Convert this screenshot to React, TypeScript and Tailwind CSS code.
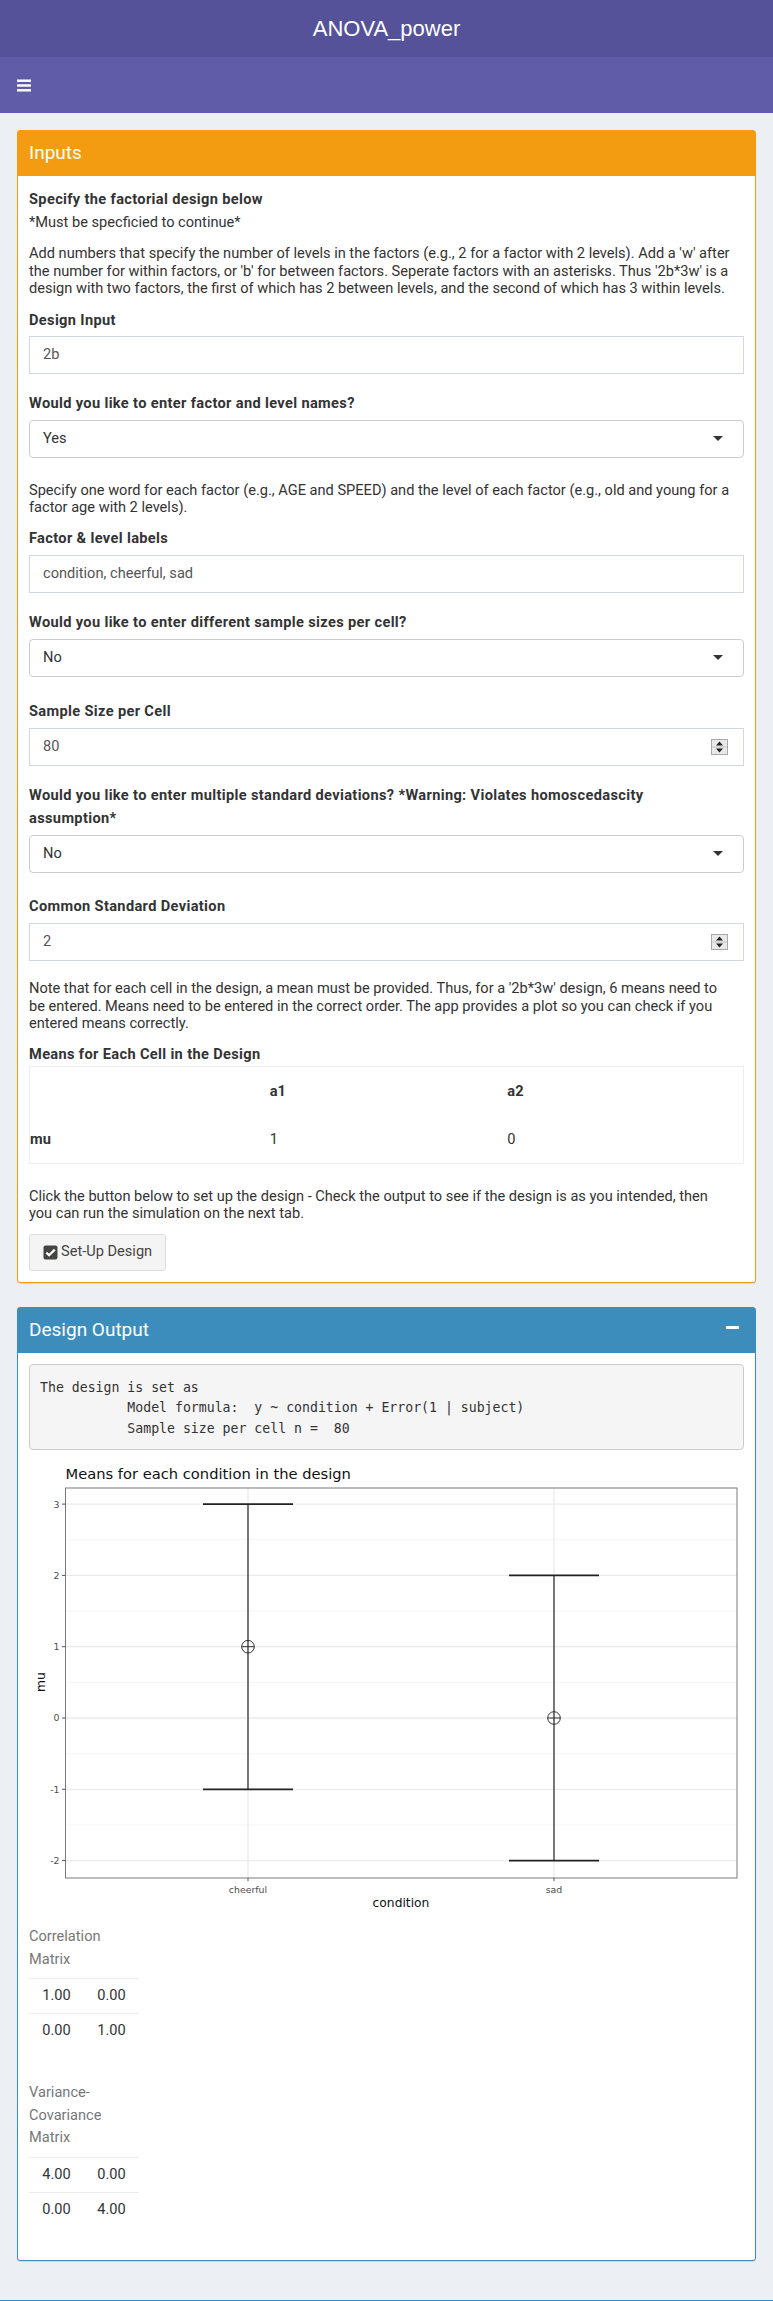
import React from "react";

const body = "font-['Roboto',sans-serif] text-[14.6px]";

function Label({ children, className = "" }: { children: React.ReactNode; className?: string }) {
  return <div className={`font-bold leading-[23px] tracking-[0.35px] ${className}`}>{children}</div>;
}

function Para({ lines, className = "" }: { lines: string[]; className?: string }) {
  return (
    <div className={`leading-[17.6px] ${className}`}>
      {lines.map((l, i) => (
        <div key={i} className="whitespace-nowrap">
          {l}
        </div>
      ))}
    </div>
  );
}

function TextInput({ value, className = "" }: { value: string; className?: string }) {
  return (
    <div className={`h-[38px] border border-[#d2d6de] bg-white flex items-center pl-[13px] text-[#555] ${className}`}>
      {value}
    </div>
  );
}

function NumberInput({ value, className = "" }: { value: string; className?: string }) {
  return (
    <div className={`h-[38px] border border-[#d2d6de] bg-white flex items-center justify-between pl-[13px] pr-[15px] text-[#555] ${className}`}>
      <span>{value}</span>
      <svg width="17" height="16" viewBox="0 0 17 16">
        <rect x="0.5" y="0.5" width="16" height="15" fill="#e9e9e9" stroke="#a9a9a9" />
        <line x1="1" y1="8" x2="16" y2="8" stroke="#c4c4c4" />
        <path d="M5 6.5 L8.5 2.5 L12 6.5 Z" fill="#222" />
        <path d="M5 9.5 L8.5 13.5 L12 9.5 Z" fill="#222" />
      </svg>
    </div>
  );
}

function Select({ value, className = "" }: { value: string; className?: string }) {
  return (
    <div className={`h-[38px] border border-[#cccccc] rounded-[4px] bg-white flex items-center justify-between pl-[13px] pr-[20px] text-[#333] ${className}`}>
      <span>{value}</span>
      <svg width="10" height="5" viewBox="0 0 10 5">
        <path d="M0 0 L10 0 L5 5 Z" fill="#333" />
      </svg>
    </div>
  );
}

function Matrix({ caption, rows, className = "" }: { caption: string[]; rows: string[][]; className?: string }) {
  return (
    <div className={`w-[110px] ${className}`}>
      <div className="text-[#777] leading-[22.5px] pb-[8px]">
        {caption.map((c, i) => (
          <div key={i}>{c}</div>
        ))}
      </div>
      {rows.map((r, i) => (
        <div key={i} className="flex h-[35px] items-center border-t border-[#ececec]">
          {r.map((c, j) => (
            <div key={j} className="w-[55px] text-center">
              {c}
            </div>
          ))}
        </div>
      ))}
    </div>
  );
}

const yv = (v: number) => 258 - 71.3 * v;

function MeansPlot() {
  const bars = [
    { x: 219, m: 1, label: "cheerful" },
    { x: 525, m: 0, label: "sad" },
  ];
  const major = [-2, -1, 0, 1, 2, 3];
  const minor = [-1.5, -0.5, 0.5, 1.5, 2.5];
  return (
    <svg width="713" height="458" viewBox="0 0 713 458" className="block mt-[10px]">
      <text x="36.5" y="18.7" fontFamily="DejaVu Sans, sans-serif" fontSize="14.7" fill="#111">
        Means for each condition in the design
      </text>
      <rect x="36.5" y="28" width="671.5" height="390" fill="#fff" />
      {minor.map((v) => (
        <line key={v} x1="36.5" x2="708" y1={yv(v)} y2={yv(v)} stroke="#f4f4f4" strokeWidth="0.9" />
      ))}
      {major.map((v) => (
        <line key={v} x1="36.5" x2="708" y1={yv(v)} y2={yv(v)} stroke="#ebebeb" strokeWidth="1.3" />
      ))}
      {bars.map((b) => (
        <line key={b.label} x1={b.x} x2={b.x} y1="28" y2="418" stroke="#ebebeb" strokeWidth="1.3" />
      ))}
      <rect x="36.5" y="28" width="671.5" height="390" fill="none" stroke="#7a7a7a" strokeWidth="1" />
      {major.map((v) => (
        <g key={v}>
          <line x1="33" x2="36.5" y1={yv(v)} y2={yv(v)} stroke="#555" strokeWidth="1" />
          <text x="30.5" y={yv(v) + 3.4} textAnchor="end" fontFamily="DejaVu Sans, sans-serif" fontSize="9.4" fill="#4d4d4d">
            {v}
          </text>
        </g>
      ))}
      {bars.map((b) => (
        <g key={b.label}>
          <line x1={b.x} x2={b.x} y1="418" y2="421" stroke="#555" strokeWidth="1" />
          <text x={b.x} y="432.5" textAnchor="middle" fontFamily="DejaVu Sans, sans-serif" fontSize="9.4" fill="#4d4d4d">
            {b.label}
          </text>
          <line x1={b.x} x2={b.x} y1={yv(b.m + 2)} y2={yv(b.m - 2)} stroke="#111" strokeWidth="1.1" />
          <line x1={b.x - 45} x2={b.x + 45} y1={yv(b.m + 2)} y2={yv(b.m + 2)} stroke="#222" strokeWidth="1.8" />
          <line x1={b.x - 45} x2={b.x + 45} y1={yv(b.m - 2)} y2={yv(b.m - 2)} stroke="#222" strokeWidth="1.8" />
          <circle cx={b.x} cy={yv(b.m)} r="6.3" fill="none" stroke="#333" strokeWidth="1" />
          <line x1={b.x - 6.3} x2={b.x + 6.3} y1={yv(b.m)} y2={yv(b.m)} stroke="#333" strokeWidth="1" />
        </g>
      ))}
      <text x="372" y="447" textAnchor="middle" fontFamily="DejaVu Sans, sans-serif" fontSize="12.3" fill="#111">
        condition
      </text>
      <text transform="translate(16 222) rotate(-90)" textAnchor="middle" fontFamily="DejaVu Sans, sans-serif" fontSize="12.3" fill="#111">
        mu
      </text>
    </svg>
  );
}

export default function App() {
  return (
    <div className={`min-h-[2301px] bg-[#ecf0f5] flex flex-col text-[#333] ${body}`}>
      <div className="h-[57px] bg-[#555299] flex items-center justify-center text-white text-[22px] font-['Liberation_Sans',sans-serif]">
        ANOVA_power
      </div>
      <div className="h-[56px] bg-[#605ca8] flex items-center pl-[17px]">
        <svg width="14" height="13" viewBox="0 0 14 13">
          <rect x="0" y="0.5" width="14" height="2.4" fill="#fff" />
          <rect x="0" y="5.3" width="14" height="2.4" fill="#fff" />
          <rect x="0" y="10.1" width="14" height="2.4" fill="#fff" />
        </svg>
      </div>

      <div className="px-[17px] pt-[17px]">
        {/* Inputs */}
        <div className="border border-[#f39c12] rounded-[3px] bg-white shadow-[0_1px_1px_rgba(0,0,0,0.1)]">
          <div className="h-[45px] bg-[#f39c12] flex items-center px-[11px] text-white text-[19px]">Inputs</div>
          <div className="px-[11px] pt-[12px] pb-[11px]">
            <Label>Specify the factorial design below</Label>
            <div className="leading-[23px]">*Must be specficied to continue*</div>
            <Para
              className="mt-[11px]"
              lines={[
                "Add numbers that specify the number of levels in the factors (e.g., 2 for a factor with 2 levels). Add a 'w' after",
                "the number for within factors, or 'b' for between factors. Seperate factors with an asterisks. Thus '2b*3w' is a",
                "design with two factors, the first of which has 2 between levels, and the second of which has 3 within levels.",
              ]}
            />
            <Label className="mt-[11px]">Design Input</Label>
            <TextInput className="mt-[4px]" value="2b" />
            <Label className="mt-[18px]">Would you like to enter factor and level names?</Label>
            <Select className="mt-[5px]" value="Yes" />
            <Para
              className="mt-[24px]"
              lines={[
                "Specify one word for each factor (e.g., AGE and SPEED) and the level of each factor (e.g., old and young for a",
                "factor age with 2 levels).",
              ]}
            />
            <Label className="mt-[10px]">Factor &amp; level labels</Label>
            <TextInput className="mt-[5px]" value="condition, cheerful, sad" />
            <Label className="mt-[18px]">Would you like to enter different sample sizes per cell?</Label>
            <Select className="mt-[5px]" value="No" />
            <Label className="mt-[23px]">Sample Size per Cell</Label>
            <NumberInput className="mt-[5px]" value="80" />
            <Label className="mt-[18px]">
              Would you like to enter multiple standard deviations? *Warning: Violates homoscedascity
              <br />
              assumption*
            </Label>
            <Select className="mt-[5px]" value="No" />
            <Label className="mt-[22px]">Common Standard Deviation</Label>
            <NumberInput className="mt-[5px]" value="2" />
            <Para
              className="mt-[19px]"
              lines={[
                "Note that for each cell in the design, a mean must be provided. Thus, for a '2b*3w' design, 6 means need to",
                "be entered. Means need to be entered in the correct order. The app provides a plot so you can check if you",
                "entered means correctly.",
              ]}
            />
            <Label className="mt-[10px]">Means for Each Cell in the Design</Label>
            <div className="border border-[#eeeeee]">
              <div className="grid grid-cols-3 h-[51px] items-center font-bold">
                <div />
                <div className="pl-[2px]">a1</div>
                <div className="pl-[2px]">a2</div>
              </div>
              <div className="grid grid-cols-3 h-[45px] items-center">
                <div className="font-bold">mu</div>
                <div className="pl-[2px]">1</div>
                <div className="pl-[2px]">0</div>
              </div>
            </div>
            <Para
              className="mt-[24px]"
              lines={[
                "Click the button below to set up the design - Check the output to see if the design is as you intended, then",
                "you can run the simulation on the next tab.",
              ]}
            />
            <button className="mt-[11px] h-[37px] flex items-center gap-[3px] px-[13px] border border-[#dddddd] rounded-[3px] bg-[#f4f4f4] text-[#444]">
              <svg width="15" height="15" viewBox="0 0 15 15">
                <rect x="0.5" y="0.5" width="14" height="14" rx="2" fill="#444" />
                <path d="M3.3 7.6 L6.1 10.3 L11.8 4.6" fill="none" stroke="#fff" strokeWidth="2.2" />
              </svg>
              <span>Set-Up Design</span>
            </button>
          </div>
        </div>

        {/* Design Output */}
        <div className="mt-[24px] border border-[#3c8dbc] rounded-[3px] bg-white shadow-[0_1px_1px_rgba(0,0,0,0.1)]">
          <div className="h-[45px] bg-[#3c8dbc] flex items-center justify-between pl-[11px] pr-[16px] text-white text-[19px]">
            <span>Design Output</span>
            <div className="w-[13px] h-[3px] bg-white -mt-[5px]" />
          </div>
          <div className="px-[11px] pt-[11px] pb-[33px]">
            <pre className="border border-[#cccccc] rounded-[4px] bg-[#f5f5f5] pt-[13px] pb-[10px] px-[10px] font-['DejaVu_Sans_Mono',monospace] text-[13.2px] leading-[20.5px] text-[#333]">
              {"The design is set as\n           Model formula:  y ~ condition + Error(1 | subject)\n           Sample size per cell n =  80"}
            </pre>
            <MeansPlot />
            <Matrix className="mt-[7px]" caption={["Correlation", "Matrix"]} rows={[["1.00", "0.00"], ["0.00", "1.00"]]} />
            <Matrix className="mt-[33px]" caption={["Variance-", "Covariance", "Matrix"]} rows={[["4.00", "0.00"], ["0.00", "4.00"]]} />
          </div>
        </div>
      </div>
      <div className="mt-auto h-px bg-[#3c8dbc]" />
    </div>
  );
}
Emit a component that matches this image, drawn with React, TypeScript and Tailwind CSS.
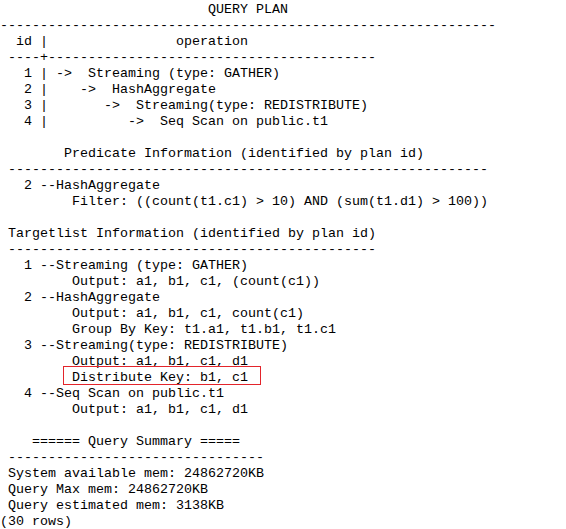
import React from "react";

const lines: string[] = [
  "                          QUERY PLAN",
  "-".repeat(62),
  "  id |                operation",
  " ----+" + "-".repeat(41),
  "   1 | ->  Streaming (type: GATHER)",
  "   2 |    ->  HashAggregate",
  "   3 |       ->  Streaming(type: REDISTRIBUTE)",
  "   4 |          ->  Seq Scan on public.t1",
  "",
  "        Predicate Information (identified by plan id)",
  " " + "-".repeat(60),
  "   2 --HashAggregate",
  "         Filter: ((count(t1.c1) > 10) AND (sum(t1.d1) > 100))",
  "",
  " Targetlist Information (identified by plan id)",
  " " + "-".repeat(46),
  "   1 --Streaming (type: GATHER)",
  "         Output: a1, b1, c1, (count(c1))",
  "   2 --HashAggregate",
  "         Output: a1, b1, c1, count(c1)",
  "         Group By Key: t1.a1, t1.b1, t1.c1",
  "   3 --Streaming(type: REDISTRIBUTE)",
  "         Output: a1, b1, c1, d1",
  "         Distribute Key: b1, c1",
  "   4 --Seq Scan on public.t1",
  "         Output: a1, b1, c1, d1",
  "",
  "    ====== Query Summary =====",
  " " + "-".repeat(32),
  " System available mem: 24862720KB",
  " Query Max mem: 24862720KB",
  " Query estimated mem: 3138KB",
  "(30 rows)",
];

export default function App() {
  return (
    <div className="relative w-[566px] h-[529px] bg-white overflow-hidden">
      <pre
        className="m-0 pt-[2px] text-black text-[13.333px] leading-[16px] whitespace-pre"
        style={{ fontFamily: '"Liberation Mono", "Courier New", monospace' }}
      >
        {lines.map((l, i) => (
          <div key={i} className="h-[16px]">
            {l || " "}
          </div>
        ))}
      </pre>
      <div className="absolute left-[63px] top-[366px] w-[198px] h-[19px] border border-[#e3242b]" />
    </div>
  );
}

# # # # # # #

* [What the task asks]: Go through the material above and copy each line that has the word "with".

* [Worked answer]:
                "Add numbers that specify the number of levels in the factors (e.g., 2 for a factor with 2 levels). Add a 'w' after",
                "the number for within factors, or 'b' for between factors. Seperate factors with an asterisks. Thus '2b*3w' is a",
                "design with two factors, the first of which has 2 between levels, and the second of which has 3 within levels.",
                "factor age with 2 levels).",
Emit a component that matches this image, drawn with React, TypeScript and Tailwind CSS.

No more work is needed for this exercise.